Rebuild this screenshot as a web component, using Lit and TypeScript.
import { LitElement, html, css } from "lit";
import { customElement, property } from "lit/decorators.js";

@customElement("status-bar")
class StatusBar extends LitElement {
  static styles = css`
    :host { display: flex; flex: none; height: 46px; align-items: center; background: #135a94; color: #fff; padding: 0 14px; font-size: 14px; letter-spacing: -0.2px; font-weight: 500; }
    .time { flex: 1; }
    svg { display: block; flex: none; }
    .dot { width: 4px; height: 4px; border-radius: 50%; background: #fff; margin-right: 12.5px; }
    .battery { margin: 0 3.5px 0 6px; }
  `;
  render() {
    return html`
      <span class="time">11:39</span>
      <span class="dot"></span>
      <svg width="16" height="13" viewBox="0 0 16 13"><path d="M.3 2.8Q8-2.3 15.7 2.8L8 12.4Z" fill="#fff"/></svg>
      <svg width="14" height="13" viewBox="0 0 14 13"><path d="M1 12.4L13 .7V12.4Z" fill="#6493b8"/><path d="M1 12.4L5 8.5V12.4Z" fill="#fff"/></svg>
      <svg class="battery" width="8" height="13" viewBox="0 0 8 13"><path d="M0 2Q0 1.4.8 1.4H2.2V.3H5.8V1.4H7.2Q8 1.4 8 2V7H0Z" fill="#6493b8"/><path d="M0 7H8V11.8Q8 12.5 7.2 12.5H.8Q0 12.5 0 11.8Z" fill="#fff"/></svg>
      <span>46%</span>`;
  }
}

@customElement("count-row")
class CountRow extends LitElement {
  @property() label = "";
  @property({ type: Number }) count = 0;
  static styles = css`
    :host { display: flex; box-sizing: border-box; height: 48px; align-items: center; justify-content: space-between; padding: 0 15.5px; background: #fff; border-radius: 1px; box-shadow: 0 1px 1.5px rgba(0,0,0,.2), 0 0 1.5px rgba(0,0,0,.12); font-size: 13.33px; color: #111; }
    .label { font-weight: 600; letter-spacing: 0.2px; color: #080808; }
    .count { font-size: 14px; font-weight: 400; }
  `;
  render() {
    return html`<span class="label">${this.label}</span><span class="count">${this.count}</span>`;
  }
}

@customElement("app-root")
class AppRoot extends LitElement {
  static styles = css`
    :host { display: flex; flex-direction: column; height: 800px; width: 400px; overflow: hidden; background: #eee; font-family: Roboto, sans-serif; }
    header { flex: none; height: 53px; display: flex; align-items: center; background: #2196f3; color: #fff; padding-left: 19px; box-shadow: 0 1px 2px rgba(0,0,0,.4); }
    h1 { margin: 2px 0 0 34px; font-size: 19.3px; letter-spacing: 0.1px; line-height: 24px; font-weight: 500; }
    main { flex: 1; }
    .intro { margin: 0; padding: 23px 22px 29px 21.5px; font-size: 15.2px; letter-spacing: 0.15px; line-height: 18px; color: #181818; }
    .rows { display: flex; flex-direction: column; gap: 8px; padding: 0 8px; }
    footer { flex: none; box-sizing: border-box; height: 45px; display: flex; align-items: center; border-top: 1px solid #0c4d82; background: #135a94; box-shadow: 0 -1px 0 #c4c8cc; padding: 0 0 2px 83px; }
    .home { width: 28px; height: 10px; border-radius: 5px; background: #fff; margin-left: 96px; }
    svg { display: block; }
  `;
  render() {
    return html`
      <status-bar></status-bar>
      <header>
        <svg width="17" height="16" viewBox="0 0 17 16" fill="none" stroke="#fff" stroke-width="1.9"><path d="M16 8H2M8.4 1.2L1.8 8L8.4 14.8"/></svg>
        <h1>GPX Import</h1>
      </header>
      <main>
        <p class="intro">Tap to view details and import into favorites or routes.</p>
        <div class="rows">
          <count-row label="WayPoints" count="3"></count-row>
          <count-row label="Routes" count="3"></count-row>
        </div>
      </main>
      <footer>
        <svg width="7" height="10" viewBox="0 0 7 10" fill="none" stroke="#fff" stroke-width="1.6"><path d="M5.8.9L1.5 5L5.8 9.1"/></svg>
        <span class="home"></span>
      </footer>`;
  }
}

———

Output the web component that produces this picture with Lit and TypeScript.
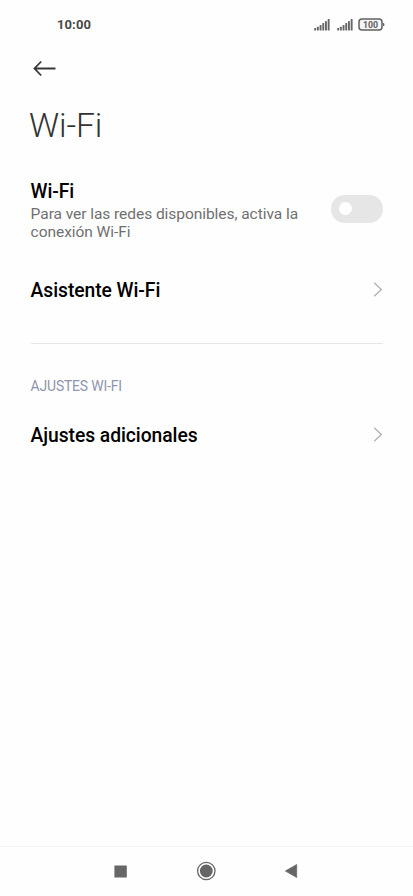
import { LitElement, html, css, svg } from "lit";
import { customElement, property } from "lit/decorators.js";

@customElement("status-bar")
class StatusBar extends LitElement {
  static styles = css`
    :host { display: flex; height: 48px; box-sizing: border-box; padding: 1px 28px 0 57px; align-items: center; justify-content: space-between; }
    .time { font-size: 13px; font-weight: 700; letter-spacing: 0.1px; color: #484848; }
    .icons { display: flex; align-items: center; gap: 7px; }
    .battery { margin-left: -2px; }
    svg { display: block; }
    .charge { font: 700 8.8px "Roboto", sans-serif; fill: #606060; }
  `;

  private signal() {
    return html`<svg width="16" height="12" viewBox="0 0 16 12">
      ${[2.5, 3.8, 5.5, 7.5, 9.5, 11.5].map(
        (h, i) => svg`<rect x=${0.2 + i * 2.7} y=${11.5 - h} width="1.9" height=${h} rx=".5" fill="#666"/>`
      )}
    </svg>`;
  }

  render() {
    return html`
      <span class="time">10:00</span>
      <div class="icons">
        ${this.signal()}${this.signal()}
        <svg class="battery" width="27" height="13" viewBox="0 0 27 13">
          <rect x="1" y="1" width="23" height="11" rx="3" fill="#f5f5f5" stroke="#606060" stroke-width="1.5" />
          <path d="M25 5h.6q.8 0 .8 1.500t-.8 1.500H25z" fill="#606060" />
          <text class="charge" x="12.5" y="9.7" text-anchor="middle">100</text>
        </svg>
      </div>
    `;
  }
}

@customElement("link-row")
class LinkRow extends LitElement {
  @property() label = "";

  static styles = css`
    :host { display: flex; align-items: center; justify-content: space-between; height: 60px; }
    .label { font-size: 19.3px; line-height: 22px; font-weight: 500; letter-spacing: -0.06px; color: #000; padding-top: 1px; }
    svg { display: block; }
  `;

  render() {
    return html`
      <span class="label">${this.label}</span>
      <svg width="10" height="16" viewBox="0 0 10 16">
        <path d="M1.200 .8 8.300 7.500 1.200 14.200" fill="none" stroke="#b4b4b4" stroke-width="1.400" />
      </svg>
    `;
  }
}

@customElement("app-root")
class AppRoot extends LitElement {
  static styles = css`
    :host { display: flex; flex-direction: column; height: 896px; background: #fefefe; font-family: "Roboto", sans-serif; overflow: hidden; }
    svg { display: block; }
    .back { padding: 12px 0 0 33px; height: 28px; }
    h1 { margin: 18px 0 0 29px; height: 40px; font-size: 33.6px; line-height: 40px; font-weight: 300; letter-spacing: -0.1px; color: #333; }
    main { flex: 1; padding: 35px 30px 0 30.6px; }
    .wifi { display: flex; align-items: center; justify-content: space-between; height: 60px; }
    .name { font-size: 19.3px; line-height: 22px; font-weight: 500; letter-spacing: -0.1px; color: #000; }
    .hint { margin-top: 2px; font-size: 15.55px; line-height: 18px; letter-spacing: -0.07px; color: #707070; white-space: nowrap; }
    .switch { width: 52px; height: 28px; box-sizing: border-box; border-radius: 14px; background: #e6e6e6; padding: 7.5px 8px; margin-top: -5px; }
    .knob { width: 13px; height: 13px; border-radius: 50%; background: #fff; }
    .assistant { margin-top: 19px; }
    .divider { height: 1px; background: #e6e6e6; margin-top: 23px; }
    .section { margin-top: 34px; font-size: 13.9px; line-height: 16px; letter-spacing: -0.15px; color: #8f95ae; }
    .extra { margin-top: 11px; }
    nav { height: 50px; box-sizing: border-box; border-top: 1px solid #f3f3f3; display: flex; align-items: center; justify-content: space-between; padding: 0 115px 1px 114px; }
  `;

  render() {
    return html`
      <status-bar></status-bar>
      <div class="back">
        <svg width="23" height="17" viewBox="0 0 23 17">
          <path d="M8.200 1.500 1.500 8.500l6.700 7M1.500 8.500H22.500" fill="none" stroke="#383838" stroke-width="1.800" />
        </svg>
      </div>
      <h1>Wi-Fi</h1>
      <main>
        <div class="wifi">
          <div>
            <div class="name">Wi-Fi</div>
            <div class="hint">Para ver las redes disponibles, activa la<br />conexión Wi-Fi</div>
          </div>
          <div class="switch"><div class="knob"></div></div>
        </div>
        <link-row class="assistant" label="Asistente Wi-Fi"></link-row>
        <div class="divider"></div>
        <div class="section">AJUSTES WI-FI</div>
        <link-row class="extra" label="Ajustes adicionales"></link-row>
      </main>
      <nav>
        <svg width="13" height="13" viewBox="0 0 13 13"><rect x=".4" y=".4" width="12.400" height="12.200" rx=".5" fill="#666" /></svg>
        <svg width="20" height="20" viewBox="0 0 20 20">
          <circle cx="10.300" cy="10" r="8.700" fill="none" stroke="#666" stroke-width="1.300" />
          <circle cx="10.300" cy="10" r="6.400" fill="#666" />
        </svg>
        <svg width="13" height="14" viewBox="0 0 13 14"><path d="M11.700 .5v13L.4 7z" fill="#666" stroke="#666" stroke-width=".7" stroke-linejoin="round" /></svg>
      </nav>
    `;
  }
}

———

*DIRECTIONS*. In the entries above, count each line that holds "this". Give the total and nothing else.

*CORRECT RESULT*. 5